Here’s How New Horizons’ Pluto Flyby Looked Like

Pluto as seen by New Horizons 1 photo
Photo: NASA
Let us all stop thinking about cars for a second, and imagine how big of a roadtripper we’d be if we were able to travel like NASA’s high-tech probe that recently flew by the dwarf planet. A space enthusiast has put together the Agency’s pictures into a 16-second animation showing what New Horizons saw and it may help with our little project.
To make sure we’re all talking the same language here, we’ll meet New Horizons first. It is an interplanetary space probe resembling a foil-covered grand piano, sizing 27 inches (70 cm) in height, 82 inches (2.1 meters) in length and 108 inches (2.7 meters) in width. The 1,054 lb (478 kg) craft was launched as part of NASA’s New Frontiers program, which is a series of space exploration missions that have the purpose of researching several planets from our Solar System including Jupiter, Venus, and the dwarf planet Pluto. How cool is that, right?

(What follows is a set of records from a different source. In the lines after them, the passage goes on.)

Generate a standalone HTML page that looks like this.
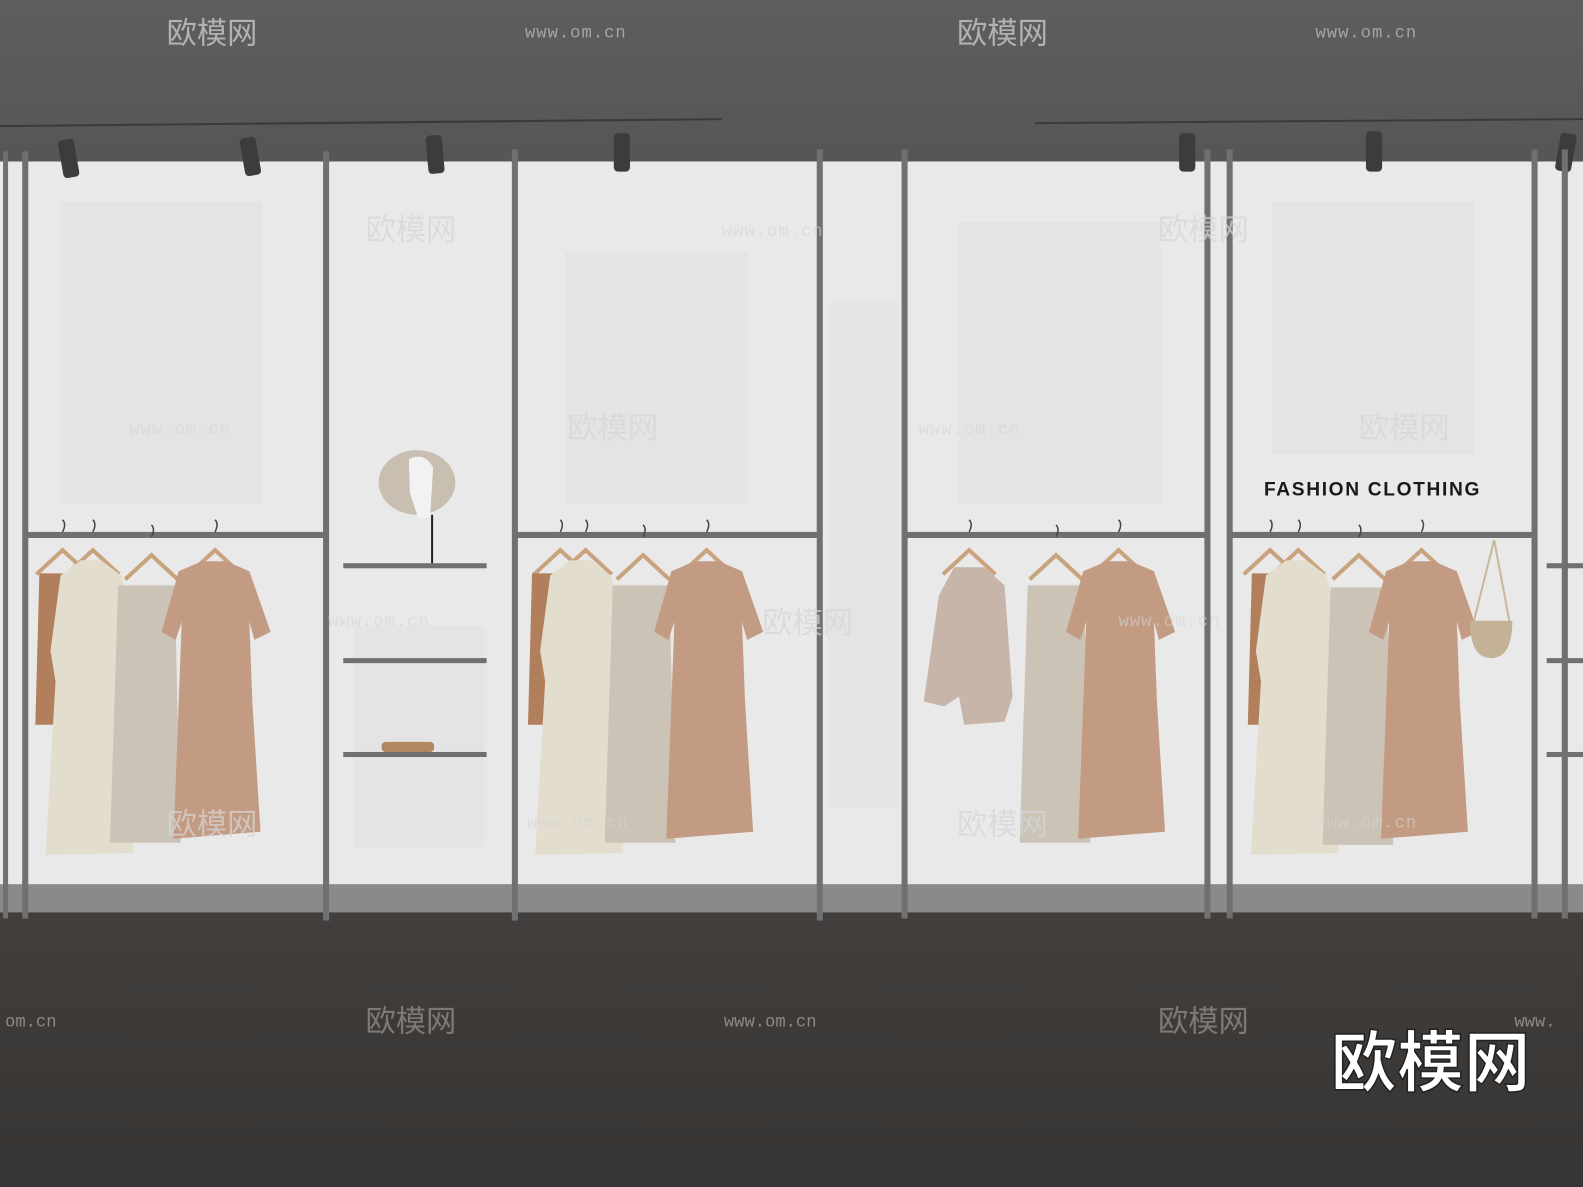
<!DOCTYPE html>
<html><head><meta charset="utf-8"><style>
html,body{margin:0;padding:0;width:1583px;height:1187px;overflow:hidden;background:#3b3937}
svg{display:block}
</style></head><body>
<svg width="1583" height="1187" viewBox="0 0 1568 1176" preserveAspectRatio="none" xmlns="http://www.w3.org/2000/svg">
<defs>
<linearGradient id="ceil" x1="0" y1="0" x2="0" y2="1"><stop offset="0" stop-color="#5e5e5e"/><stop offset="1" stop-color="#555"/></linearGradient>
<linearGradient id="floor" x1="0" y1="0" x2="0" y2="1"><stop offset="0" stop-color="#413e3c"/><stop offset="1" stop-color="#373533"/></linearGradient>
<g id="hanger"><path d="M0,-18 q4,-8 0,-12" stroke="#444" stroke-width="1.5" fill="none"/><path d="M-26,24 L0,0 L26,24" stroke="#c9a27e" stroke-width="4" fill="none"/></g>
<path id="pink" d="M-12,0 L12,0 L35,10 L56,70 L40,78 L35,60 L38,140 L46,268 L-40,275 L-35,140 L-32,60 L-38,78 L-52,70 L-35,10 Z" fill="#c39b83"/>
<path id="cream" d="M-10,0 L10,0 L30,15 L45,80 L35,90 L42,290 L-45,292 L-35,120 L-40,90 L-30,15 Z" fill="#e3ddcd"/>
<path id="skirt" d="M-28,0 L28,0 L34,255 L-36,255 Z" fill="#cbc3b5"/>
<path id="cami" d="M-16,0 L16,0 L20,150 L-20,150 Z" fill="#b17f5b"/>
</defs>
<rect x="0" y="0" width="1568" height="170" fill="url(#ceil)"/>
<rect x="0" y="160" width="1568" height="722" fill="#e9e9e9"/>
<g fill="#dcdcdc" opacity="0.35">
<rect x="60" y="200" width="200" height="300"/><rect x="560" y="250" width="180" height="250"/><rect x="950" y="220" width="200" height="280"/><rect x="1260" y="200" width="200" height="250"/><rect x="350" y="620" width="130" height="220"/><rect x="820" y="300" width="70" height="500"/>
</g>
<rect x="0" y="876" width="1568" height="28" fill="#8a8a8a"/>
<rect x="0" y="904" width="1568" height="272" fill="url(#floor)"/>
<g stroke="#3a3a3a" stroke-width="2"><line x1="0" y1="125" x2="715" y2="118"/><line x1="1025" y1="122" x2="1568" y2="118"/></g>
<g fill="#3c3c3c">
<rect x="60" y="138" width="16" height="38" rx="4" transform="rotate(-10 68 157)"/>
<rect x="240" y="136" width="16" height="38" rx="4" transform="rotate(-10 248 155)"/>
<rect x="423" y="134" width="16" height="38" rx="4" transform="rotate(-5 431 153)"/>
<rect x="608" y="132" width="16" height="38" rx="4"/>
<rect x="1168" y="132" width="16" height="38" rx="4"/>
<rect x="1353" y="130" width="16" height="40" rx="4"/>
<rect x="1543" y="132" width="16" height="38" rx="4" transform="rotate(10 1551 151)"/>
</g>
<g fill="#707070">
<rect x="3" y="150" width="5" height="760"/><rect x="22" y="150" width="6" height="760"/><rect x="320" y="150" width="6" height="762"/><rect x="507" y="148" width="6" height="764"/><rect x="809" y="148" width="6" height="764"/><rect x="893" y="148" width="6" height="762"/><rect x="1193" y="148" width="6" height="762"/><rect x="1215" y="148" width="6" height="762"/><rect x="1517" y="148" width="6" height="762"/><rect x="1547" y="148" width="6" height="762"/>
<rect x="25" y="527" width="298" height="6"/><rect x="510" y="527" width="302" height="6"/><rect x="896" y="527" width="300" height="6"/><rect x="1218" y="527" width="302" height="6"/>
<rect x="340" y="558" width="142" height="5"/><rect x="340" y="652" width="142" height="5"/><rect x="340" y="745" width="142" height="5"/>
<rect x="1532" y="558" width="36" height="5"/><rect x="1532" y="652" width="36" height="5"/><rect x="1532" y="745" width="36" height="5"/>
</g>
<line x1="428" y1="510" x2="428" y2="558" stroke="#222" stroke-width="2"/>
<ellipse cx="413" cy="478" rx="38" ry="32" fill="#c8bfb1"/><path d="M405,455 q15,-8 24,8 l-3,50 l-12,0 l-8,-25 Z" fill="#f2f2f2"/>
<rect x="378" y="735" width="52" height="10" rx="4" fill="#b0875f"/>
<g>
<use href="#hanger" x="62" y="545"/><use href="#hanger" x="92" y="545"/><use href="#hanger" x="150" y="550"/><use href="#hanger" x="213" y="545"/>
<use href="#cami" x="55" y="568"/><use href="#cream" x="90" y="555"/><use href="#skirt" x="145" y="580"/><use href="#pink" x="212" y="556"/>
<use href="#hanger" x="555" y="545"/><use href="#hanger" x="580" y="545"/><use href="#hanger" x="637" y="550"/><use href="#hanger" x="700" y="545"/>
<use href="#cami" x="543" y="568"/><use href="#cream" x="575" y="555"/><use href="#skirt" x="635" y="580"/><use href="#pink" x="700" y="556"/>
<use href="#hanger" x="960" y="545"/><use href="#hanger" x="1046" y="550"/><use href="#hanger" x="1108" y="545"/>
<path d="M945,562 L975,562 L995,580 L1003,690 L995,715 L955,718 L950,690 L935,700 L915,695 L930,590 Z" fill="#c6b5a8"/>
<use href="#skirt" x="1046" y="580"/><use href="#pink" x="1108" y="556"/>
<use href="#hanger" x="1258" y="545"/><use href="#hanger" x="1286" y="545"/><use href="#hanger" x="1346" y="550"/><use href="#hanger" x="1408" y="545"/>
<use href="#cami" x="1256" y="568"/><use href="#cream" x="1284" y="555"/><use href="#skirt" x="1346" y="582"/><use href="#pink" x="1408" y="556"/>
<path d="M1480,535 L1460,615 M1480,535 L1495,615" stroke="#c9b89a" stroke-width="2" fill="none"/>
<path d="M1456,615 L1498,615 Q1498,652 1477,652 Q1456,652 1456,615 Z" fill="#c4b296"/>
</g>
<g fill="#d6d6d6" opacity="0.7" font-family="Liberation Sans, 'Noto Sans CJK SC', sans-serif" font-size="30">
<text x="165" y="43">欧模网</text><text x="948" y="43">欧模网</text>
<text x="362" y="238">欧模网</text><text x="1147" y="238">欧模网</text>
<text x="562" y="434">欧模网</text><text x="1346" y="434">欧模网</text>
<text x="165" y="827">欧模网</text><text x="755" y="627">欧模网</text><text x="948" y="827">欧模网</text>
</g>
<g fill="#d4d4d4" opacity="0.6" font-family="Liberation Mono, monospace" font-size="17" letter-spacing="1">
<text x="520" y="37">www.om.cn</text><text x="1303" y="37">www.om.cn</text><text x="715" y="234">www.om.cn</text><text x="128" y="430">www.om.cn</text><text x="910" y="430">www.om.cn</text><text x="325" y="620">www.om.cn</text><text x="1108" y="620">www.om.cn</text><text x="522" y="820">www.om.cn</text><text x="1303" y="820">www.om.cn</text>
</g>
<g fill="#8c8a88" opacity="0.8" font-family="Liberation Sans, 'Noto Sans CJK SC', sans-serif" font-size="30">
<text x="362" y="1022">欧模网</text><text x="1147" y="1022">欧模网</text>
</g>
<g fill="#8c8a88" font-family="Liberation Mono, monospace" font-size="17"><text x="5" y="1017">om.cn</text><text x="717" y="1017">www.om.cn</text><text x="1500" y="1017">www.</text></g>
<text x="1252" y="491" font-family="Liberation Sans, sans-serif" font-weight="bold" font-size="19" letter-spacing="0.6" textLength="214" fill="#1a1a1a">FASHION CLOTHING</text>
<text x="1318" y="1076" font-family="'Noto Sans CJK SC', sans-serif" font-weight="bold" font-size="66" fill="#fff" stroke="#222" stroke-width="1.5">欧模网</text>
</svg>
</body></html>
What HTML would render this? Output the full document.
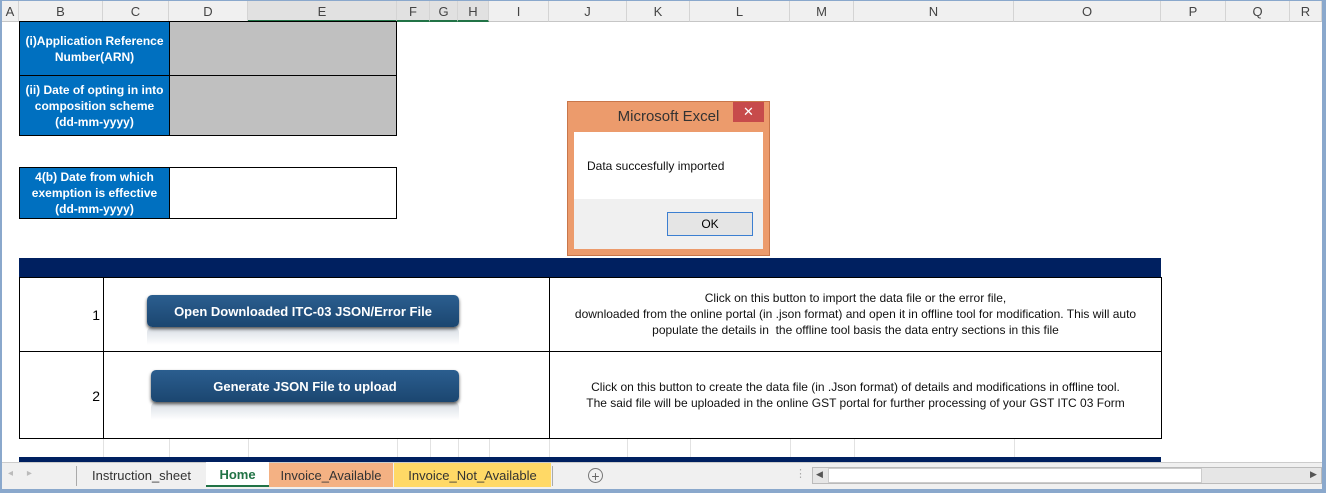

Fast forward to present times, and here we are, talking about Pluto in a new vision. That is, because the mission was successful, as on July 14, it flew 12,500 km (7,800 miles) above the surface of Pluto, making it the first spacecraft to explore the dwarf planet. Thirteen hours later, NASA received the first communication from the probe following a flyby at the time expected.

Sure, all these sound marvelous for the future of space exploration and for mankind alike, but we know adding a little bit of visual to it will make a massive difference in its impact. That is probably why fellow Bjorn Jonsson figured he could stick all the pictures into this cool video. Here’s how he details it:

Pluto's atmosphere is included and should be fairly realistic from about 10 seconds into the animation and to the end. Earlier it is largely just guesswork that can be improved in the future once all data has been downlinked from the spacecraft. Light from Pluto's satellite Charon illuminates Pluto's night side but is exaggerated here, in reality it would be only barely visible or not visible at all. The field of view is 12.5 degrees.”